A Population Coding Approach to Estimating Inter-Observer Consistency in Eye Fixations

Poster Presentation 36.416: Sunday, May 17, 2026, 2:45 – 6:45 pm, Pavilion
Session: Eye Movements: Models, remapping

Matthias Kümmerer1 (), Matthias Bethge1; 1Tübingen AI Center, University of Tübingen

How consistently do people look at the same things in a given image? The answer matters fundamentally for understanding visual attention, but standard methods systematically underestimate human consistency. We propose a population coding approach: rather than estimating fixation distributions from spatial data alone, we combine information across multiple sources—spatial, semantic, and contextual—to better capture the true structure of where observers look. The problem arises from data limitations: typical eye-tracking studies collect 10-20 fixations per image. Standard kernel density estimation worked well until recently.
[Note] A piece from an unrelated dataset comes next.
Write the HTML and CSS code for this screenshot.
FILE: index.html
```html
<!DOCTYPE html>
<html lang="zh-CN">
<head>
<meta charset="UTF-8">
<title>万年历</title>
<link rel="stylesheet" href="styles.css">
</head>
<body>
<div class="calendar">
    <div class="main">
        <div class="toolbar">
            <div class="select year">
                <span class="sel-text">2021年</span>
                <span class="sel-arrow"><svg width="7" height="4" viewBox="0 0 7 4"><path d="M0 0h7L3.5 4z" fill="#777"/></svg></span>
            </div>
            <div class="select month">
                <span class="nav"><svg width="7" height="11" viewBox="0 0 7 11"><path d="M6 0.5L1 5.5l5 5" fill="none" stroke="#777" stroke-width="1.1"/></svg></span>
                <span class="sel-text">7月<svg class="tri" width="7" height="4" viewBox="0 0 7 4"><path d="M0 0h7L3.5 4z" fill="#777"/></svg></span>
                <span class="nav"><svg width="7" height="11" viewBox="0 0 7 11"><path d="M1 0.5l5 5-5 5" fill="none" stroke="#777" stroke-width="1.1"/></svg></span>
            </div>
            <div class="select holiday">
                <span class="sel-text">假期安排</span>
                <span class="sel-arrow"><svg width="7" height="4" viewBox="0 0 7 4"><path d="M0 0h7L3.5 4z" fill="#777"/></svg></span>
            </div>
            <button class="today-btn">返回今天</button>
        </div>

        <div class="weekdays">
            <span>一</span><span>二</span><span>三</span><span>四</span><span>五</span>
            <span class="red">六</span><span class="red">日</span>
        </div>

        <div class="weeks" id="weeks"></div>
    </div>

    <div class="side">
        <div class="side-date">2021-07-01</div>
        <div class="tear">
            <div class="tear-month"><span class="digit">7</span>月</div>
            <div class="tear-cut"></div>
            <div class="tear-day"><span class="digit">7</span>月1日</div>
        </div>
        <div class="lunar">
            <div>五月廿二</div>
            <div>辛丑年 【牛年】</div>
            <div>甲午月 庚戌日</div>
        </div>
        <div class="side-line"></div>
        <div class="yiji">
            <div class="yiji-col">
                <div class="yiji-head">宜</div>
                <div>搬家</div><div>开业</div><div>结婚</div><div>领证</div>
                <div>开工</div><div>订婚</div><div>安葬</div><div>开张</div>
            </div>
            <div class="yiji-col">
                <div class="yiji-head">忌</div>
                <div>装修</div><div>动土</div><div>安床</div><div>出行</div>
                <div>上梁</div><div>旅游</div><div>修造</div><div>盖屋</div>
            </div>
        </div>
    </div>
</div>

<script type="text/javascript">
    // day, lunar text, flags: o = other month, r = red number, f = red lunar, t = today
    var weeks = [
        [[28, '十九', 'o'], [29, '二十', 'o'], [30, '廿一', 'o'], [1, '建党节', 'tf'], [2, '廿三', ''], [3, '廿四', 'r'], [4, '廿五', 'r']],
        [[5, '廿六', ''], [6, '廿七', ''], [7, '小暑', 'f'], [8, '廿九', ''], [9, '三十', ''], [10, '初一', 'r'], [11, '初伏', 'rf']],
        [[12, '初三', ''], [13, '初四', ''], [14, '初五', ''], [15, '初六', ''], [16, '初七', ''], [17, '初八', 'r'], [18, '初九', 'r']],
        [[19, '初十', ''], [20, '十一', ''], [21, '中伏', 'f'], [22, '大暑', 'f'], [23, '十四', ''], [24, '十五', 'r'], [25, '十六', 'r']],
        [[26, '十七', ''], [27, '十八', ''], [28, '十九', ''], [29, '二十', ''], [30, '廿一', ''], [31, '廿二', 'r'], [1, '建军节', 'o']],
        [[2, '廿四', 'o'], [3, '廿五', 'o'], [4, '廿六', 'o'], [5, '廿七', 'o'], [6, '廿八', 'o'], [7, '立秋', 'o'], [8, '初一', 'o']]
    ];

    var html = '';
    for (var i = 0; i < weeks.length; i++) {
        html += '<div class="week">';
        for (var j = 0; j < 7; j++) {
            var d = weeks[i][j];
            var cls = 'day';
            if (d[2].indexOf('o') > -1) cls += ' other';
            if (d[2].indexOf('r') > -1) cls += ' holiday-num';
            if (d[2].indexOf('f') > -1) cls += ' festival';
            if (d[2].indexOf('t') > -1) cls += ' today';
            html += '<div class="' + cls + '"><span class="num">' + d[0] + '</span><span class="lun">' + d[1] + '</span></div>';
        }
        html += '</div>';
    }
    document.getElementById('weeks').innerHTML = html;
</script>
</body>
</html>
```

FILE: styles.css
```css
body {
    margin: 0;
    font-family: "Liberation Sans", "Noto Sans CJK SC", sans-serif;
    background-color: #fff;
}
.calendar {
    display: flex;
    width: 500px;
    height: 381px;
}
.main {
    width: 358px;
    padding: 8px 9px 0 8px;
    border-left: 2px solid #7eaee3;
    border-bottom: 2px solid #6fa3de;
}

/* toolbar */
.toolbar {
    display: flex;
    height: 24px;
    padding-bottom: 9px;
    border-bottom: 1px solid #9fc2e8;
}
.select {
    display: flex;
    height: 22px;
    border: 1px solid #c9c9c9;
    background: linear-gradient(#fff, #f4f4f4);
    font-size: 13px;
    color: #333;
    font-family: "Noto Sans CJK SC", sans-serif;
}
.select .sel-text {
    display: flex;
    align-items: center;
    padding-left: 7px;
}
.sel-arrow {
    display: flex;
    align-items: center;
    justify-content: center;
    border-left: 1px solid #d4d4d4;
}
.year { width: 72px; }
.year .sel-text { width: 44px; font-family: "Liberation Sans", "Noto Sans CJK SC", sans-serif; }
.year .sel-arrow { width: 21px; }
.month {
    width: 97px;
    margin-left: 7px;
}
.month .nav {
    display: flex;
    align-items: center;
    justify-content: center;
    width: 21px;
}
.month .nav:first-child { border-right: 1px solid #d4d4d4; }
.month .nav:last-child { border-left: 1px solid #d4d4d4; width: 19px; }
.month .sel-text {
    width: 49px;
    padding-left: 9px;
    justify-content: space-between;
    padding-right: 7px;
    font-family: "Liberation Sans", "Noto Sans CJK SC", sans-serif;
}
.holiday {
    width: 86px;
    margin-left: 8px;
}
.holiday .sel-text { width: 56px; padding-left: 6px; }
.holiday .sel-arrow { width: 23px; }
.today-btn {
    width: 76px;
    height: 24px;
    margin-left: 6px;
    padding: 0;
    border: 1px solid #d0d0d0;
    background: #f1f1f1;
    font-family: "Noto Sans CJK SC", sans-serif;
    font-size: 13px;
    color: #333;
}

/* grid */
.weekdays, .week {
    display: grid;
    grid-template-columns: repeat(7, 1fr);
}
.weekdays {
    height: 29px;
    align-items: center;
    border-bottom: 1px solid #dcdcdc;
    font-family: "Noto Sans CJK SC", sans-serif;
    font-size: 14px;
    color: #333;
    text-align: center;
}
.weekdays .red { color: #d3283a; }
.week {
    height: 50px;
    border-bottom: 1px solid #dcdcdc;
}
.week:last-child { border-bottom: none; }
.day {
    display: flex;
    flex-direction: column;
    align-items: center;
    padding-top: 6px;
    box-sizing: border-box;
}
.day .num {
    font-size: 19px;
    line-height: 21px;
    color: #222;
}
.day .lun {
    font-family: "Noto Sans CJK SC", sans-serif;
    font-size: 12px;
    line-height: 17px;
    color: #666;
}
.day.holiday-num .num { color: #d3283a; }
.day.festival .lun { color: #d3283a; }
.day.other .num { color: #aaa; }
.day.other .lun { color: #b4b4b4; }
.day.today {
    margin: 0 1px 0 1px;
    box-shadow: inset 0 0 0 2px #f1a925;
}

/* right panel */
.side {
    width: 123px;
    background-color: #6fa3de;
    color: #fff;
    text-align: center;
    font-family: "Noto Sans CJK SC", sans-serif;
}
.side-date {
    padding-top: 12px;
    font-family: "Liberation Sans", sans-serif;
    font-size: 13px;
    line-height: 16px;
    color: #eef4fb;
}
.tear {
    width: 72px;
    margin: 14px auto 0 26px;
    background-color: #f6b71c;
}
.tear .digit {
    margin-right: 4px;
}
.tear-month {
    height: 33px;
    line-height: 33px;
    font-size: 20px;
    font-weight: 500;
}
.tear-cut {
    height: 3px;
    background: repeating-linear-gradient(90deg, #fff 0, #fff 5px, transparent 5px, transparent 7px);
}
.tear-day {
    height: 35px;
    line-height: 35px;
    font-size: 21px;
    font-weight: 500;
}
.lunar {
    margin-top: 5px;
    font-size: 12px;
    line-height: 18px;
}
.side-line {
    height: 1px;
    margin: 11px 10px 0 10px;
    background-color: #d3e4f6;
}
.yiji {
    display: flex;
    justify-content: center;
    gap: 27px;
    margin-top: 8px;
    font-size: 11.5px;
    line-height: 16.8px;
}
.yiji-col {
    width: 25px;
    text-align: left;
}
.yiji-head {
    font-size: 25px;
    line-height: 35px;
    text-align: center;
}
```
However the newest generation of image-computable saliency models outperform these methods, sometimes substantially. This results in unreliable identification of images where computational models fail to predict human behavior. Our approach combines three innovations. First, we employ adaptive bandwidth kernel density estimation (Abramson's method), which automatically adjusts spatial precision to capture both tight fixation clusters and broader distributions. Second, we incorporate semantic scene information through a mixture model, leveraging the fact that similar image features attract fixations across different images. Third, we optimize estimation parameters on a per-image basis. Results across multiple free-viewing datasets (MIT1003, CAT2000, COCO-Freeview) demonstrate substantially improved inter-observer consistency estimates, 10% on average and more than 50% on individual images. This demonstrates that saliency models still have potential to improve, and enables us to reliably identify where current saliency models fail to capture human viewing behavior. Such cases provide the clearest targets for investigating missing mechanisms in computational models of attention. We demonstrate extensibility by incorporating task context (free viewing vs. visual search) as an additional mixture component. In principle, task-specific fixation estimates should be more precise than task-averaged ones. However, conditioning on task further reduces the available data per image. By combining task-specific and task-general KDE components, we leverage the precision of task-specific information while benefiting from the statistical power of pooling across tasks.

Acknowledgements: This work was supported by the German Research Foundation (DFG): SFB 1233, Robust Vision: Inference Principles and Neural Mechanisms, project number: 276693517.